Pull each line containing "this" out of the data and copy it.

======== WORKING DATA ========

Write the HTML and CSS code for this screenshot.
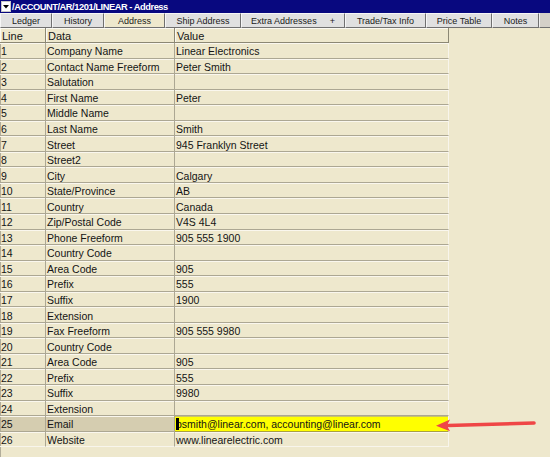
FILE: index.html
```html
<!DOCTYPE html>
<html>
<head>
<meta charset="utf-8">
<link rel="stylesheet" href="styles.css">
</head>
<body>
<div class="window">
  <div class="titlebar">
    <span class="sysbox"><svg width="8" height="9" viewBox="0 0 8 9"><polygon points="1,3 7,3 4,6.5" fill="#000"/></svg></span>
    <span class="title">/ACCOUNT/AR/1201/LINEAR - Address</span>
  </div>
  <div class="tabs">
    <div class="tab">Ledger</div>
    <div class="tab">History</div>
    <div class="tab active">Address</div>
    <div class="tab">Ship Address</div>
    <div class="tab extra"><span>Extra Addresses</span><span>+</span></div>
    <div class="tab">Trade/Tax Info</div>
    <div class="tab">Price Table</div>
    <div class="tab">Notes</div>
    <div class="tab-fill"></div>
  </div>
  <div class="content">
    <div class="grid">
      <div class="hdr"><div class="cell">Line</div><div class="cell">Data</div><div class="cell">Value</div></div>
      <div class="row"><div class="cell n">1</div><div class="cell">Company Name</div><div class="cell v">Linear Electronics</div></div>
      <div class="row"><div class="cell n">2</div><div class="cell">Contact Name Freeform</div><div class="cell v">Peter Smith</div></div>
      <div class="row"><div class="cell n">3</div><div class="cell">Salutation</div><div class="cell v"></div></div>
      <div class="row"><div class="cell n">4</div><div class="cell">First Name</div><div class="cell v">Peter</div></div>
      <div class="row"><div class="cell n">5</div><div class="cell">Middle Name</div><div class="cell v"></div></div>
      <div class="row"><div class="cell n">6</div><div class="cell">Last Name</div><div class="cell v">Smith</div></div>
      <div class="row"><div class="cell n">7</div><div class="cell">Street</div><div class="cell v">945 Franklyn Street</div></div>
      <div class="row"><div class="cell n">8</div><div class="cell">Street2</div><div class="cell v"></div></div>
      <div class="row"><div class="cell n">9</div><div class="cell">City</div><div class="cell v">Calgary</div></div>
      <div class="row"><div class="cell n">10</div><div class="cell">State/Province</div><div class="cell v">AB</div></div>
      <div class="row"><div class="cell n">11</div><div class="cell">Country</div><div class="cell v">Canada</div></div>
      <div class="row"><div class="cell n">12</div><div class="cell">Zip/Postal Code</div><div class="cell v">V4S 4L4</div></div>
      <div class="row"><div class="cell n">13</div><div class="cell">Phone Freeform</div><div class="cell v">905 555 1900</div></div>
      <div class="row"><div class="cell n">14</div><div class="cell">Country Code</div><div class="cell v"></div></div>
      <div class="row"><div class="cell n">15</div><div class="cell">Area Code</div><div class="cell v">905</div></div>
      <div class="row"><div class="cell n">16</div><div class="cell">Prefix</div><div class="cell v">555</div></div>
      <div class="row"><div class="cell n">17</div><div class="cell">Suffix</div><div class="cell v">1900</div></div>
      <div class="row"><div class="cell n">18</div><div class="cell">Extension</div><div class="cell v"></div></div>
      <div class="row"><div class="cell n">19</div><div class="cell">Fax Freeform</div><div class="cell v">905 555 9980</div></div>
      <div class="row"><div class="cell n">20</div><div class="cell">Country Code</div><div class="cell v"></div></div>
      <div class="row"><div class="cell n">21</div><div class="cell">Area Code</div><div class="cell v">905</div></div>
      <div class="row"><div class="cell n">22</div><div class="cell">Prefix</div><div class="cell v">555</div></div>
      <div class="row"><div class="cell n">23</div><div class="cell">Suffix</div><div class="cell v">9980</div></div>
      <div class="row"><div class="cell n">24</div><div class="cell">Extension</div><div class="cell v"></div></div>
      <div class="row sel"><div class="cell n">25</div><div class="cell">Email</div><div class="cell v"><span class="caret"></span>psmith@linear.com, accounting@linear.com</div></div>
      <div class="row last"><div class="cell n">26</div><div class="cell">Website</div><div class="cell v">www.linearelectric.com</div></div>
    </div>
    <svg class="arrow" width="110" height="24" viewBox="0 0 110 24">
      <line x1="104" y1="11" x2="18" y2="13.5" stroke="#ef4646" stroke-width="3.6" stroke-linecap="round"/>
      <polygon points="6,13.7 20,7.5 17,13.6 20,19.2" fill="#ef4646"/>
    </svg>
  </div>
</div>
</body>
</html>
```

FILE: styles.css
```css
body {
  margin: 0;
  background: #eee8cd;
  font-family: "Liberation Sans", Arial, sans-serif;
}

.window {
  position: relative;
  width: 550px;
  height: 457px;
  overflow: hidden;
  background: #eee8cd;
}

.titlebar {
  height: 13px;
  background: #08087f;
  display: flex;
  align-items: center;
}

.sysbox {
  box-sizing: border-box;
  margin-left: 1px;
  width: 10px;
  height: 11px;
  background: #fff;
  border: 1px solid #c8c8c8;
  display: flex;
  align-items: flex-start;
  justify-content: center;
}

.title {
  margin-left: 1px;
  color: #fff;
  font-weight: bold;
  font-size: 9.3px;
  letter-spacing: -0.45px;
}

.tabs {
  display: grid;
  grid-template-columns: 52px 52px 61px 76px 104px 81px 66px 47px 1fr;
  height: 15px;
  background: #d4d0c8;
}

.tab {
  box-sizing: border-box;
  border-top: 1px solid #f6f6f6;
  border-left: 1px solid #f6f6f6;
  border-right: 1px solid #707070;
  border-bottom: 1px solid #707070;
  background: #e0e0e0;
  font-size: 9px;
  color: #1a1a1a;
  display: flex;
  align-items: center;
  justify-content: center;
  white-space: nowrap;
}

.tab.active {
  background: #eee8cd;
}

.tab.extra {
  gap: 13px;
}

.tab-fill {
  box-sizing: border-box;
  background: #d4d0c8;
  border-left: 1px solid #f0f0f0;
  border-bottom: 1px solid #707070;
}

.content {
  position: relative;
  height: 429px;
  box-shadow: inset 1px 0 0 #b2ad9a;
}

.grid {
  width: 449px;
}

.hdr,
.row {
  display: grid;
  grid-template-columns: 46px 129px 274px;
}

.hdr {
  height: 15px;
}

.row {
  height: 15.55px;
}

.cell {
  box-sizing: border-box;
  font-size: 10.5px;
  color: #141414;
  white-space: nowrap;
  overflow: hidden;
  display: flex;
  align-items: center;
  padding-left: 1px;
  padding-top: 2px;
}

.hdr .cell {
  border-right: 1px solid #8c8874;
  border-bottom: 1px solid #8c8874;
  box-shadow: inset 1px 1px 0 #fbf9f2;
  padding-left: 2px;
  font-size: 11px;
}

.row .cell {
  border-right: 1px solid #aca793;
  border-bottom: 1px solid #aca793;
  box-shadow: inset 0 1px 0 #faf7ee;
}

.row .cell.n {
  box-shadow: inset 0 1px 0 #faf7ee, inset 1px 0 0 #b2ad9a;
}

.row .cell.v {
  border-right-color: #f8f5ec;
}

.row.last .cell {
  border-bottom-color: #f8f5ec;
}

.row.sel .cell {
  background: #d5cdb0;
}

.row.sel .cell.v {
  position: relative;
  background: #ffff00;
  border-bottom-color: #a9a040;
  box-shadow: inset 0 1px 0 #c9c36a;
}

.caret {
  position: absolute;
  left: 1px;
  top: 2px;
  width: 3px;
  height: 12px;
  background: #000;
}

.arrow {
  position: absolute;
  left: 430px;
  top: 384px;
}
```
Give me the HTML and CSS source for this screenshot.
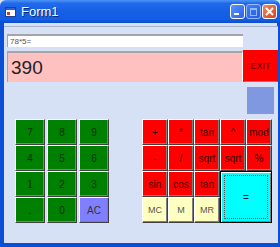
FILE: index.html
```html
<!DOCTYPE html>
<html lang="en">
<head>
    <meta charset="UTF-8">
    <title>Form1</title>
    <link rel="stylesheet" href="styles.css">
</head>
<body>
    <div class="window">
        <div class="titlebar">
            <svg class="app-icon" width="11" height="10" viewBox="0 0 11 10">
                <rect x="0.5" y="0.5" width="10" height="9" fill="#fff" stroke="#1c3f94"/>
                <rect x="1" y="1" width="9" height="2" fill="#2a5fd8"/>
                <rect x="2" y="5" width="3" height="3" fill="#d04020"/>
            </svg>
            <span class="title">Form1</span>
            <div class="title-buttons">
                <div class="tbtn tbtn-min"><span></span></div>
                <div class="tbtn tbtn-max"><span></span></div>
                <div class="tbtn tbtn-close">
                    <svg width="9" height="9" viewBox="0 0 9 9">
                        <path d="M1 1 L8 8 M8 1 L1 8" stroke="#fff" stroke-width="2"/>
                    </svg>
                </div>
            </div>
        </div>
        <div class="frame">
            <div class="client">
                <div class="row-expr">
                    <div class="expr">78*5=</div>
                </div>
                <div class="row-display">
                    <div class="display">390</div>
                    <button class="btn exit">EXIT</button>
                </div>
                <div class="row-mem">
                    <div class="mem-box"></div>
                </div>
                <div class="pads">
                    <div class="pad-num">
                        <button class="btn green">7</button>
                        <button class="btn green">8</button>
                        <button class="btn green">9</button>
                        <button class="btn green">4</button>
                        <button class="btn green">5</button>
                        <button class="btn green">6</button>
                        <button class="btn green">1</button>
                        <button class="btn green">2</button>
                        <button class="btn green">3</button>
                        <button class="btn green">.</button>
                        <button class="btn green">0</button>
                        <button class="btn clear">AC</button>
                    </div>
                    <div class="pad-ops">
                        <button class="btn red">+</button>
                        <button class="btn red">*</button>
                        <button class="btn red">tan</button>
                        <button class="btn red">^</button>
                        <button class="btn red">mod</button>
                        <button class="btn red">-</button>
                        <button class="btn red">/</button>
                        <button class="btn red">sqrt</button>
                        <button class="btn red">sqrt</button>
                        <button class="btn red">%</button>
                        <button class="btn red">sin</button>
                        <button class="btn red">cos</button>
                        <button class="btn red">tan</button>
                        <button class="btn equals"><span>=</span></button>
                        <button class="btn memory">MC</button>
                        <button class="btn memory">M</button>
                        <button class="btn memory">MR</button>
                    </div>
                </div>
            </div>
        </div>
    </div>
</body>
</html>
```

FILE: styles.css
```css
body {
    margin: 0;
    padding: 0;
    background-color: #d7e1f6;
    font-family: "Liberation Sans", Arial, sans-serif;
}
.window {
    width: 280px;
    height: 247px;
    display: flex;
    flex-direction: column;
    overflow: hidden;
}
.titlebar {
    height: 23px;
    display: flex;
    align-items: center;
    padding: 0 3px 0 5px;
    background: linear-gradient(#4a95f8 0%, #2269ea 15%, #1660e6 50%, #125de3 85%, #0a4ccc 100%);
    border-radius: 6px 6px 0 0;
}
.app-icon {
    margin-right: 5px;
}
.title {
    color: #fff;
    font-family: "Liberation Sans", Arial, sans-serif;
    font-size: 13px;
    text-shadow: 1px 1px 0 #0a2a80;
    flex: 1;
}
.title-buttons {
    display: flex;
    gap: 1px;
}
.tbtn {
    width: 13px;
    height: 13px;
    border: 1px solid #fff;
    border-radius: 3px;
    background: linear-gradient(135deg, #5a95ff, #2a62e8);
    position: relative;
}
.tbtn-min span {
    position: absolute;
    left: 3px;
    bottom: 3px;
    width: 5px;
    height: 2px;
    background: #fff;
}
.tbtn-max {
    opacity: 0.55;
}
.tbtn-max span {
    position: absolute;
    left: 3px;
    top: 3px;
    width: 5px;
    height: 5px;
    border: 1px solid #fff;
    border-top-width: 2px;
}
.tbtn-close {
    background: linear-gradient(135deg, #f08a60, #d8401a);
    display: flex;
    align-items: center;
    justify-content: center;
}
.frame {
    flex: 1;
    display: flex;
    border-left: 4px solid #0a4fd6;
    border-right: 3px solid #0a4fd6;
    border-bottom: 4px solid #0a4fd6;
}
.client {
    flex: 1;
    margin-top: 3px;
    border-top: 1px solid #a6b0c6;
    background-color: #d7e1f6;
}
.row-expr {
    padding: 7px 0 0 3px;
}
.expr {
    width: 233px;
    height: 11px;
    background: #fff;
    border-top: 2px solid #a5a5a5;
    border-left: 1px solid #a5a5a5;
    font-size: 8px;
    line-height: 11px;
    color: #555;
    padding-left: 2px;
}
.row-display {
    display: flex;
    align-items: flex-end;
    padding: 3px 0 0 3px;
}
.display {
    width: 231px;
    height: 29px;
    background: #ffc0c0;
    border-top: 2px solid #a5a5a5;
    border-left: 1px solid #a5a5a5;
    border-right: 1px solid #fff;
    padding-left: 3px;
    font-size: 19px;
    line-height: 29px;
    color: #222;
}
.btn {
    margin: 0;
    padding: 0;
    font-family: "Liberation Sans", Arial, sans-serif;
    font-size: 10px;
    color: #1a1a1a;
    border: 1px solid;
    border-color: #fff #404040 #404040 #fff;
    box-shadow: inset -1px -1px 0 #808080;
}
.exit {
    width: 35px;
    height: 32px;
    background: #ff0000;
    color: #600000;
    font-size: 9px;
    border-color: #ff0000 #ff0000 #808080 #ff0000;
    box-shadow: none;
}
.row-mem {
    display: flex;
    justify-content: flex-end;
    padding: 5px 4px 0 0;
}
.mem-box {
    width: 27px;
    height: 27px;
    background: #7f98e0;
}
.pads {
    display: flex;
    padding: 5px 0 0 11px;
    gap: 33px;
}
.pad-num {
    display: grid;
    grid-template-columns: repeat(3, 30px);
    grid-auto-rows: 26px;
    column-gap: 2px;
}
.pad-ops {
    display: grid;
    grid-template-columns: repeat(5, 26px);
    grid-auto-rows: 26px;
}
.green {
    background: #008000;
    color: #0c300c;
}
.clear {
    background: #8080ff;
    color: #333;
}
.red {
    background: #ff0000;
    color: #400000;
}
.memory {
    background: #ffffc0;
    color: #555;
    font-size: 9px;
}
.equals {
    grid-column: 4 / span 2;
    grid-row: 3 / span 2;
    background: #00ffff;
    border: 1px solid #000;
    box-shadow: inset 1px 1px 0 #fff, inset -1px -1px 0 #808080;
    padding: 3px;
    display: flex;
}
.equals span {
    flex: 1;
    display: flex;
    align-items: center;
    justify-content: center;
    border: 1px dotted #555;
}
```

========

WORKED SOLUTION:
Write the HTML and CSS code for this screenshot.
Give me the HTML and CSS source for this screenshot.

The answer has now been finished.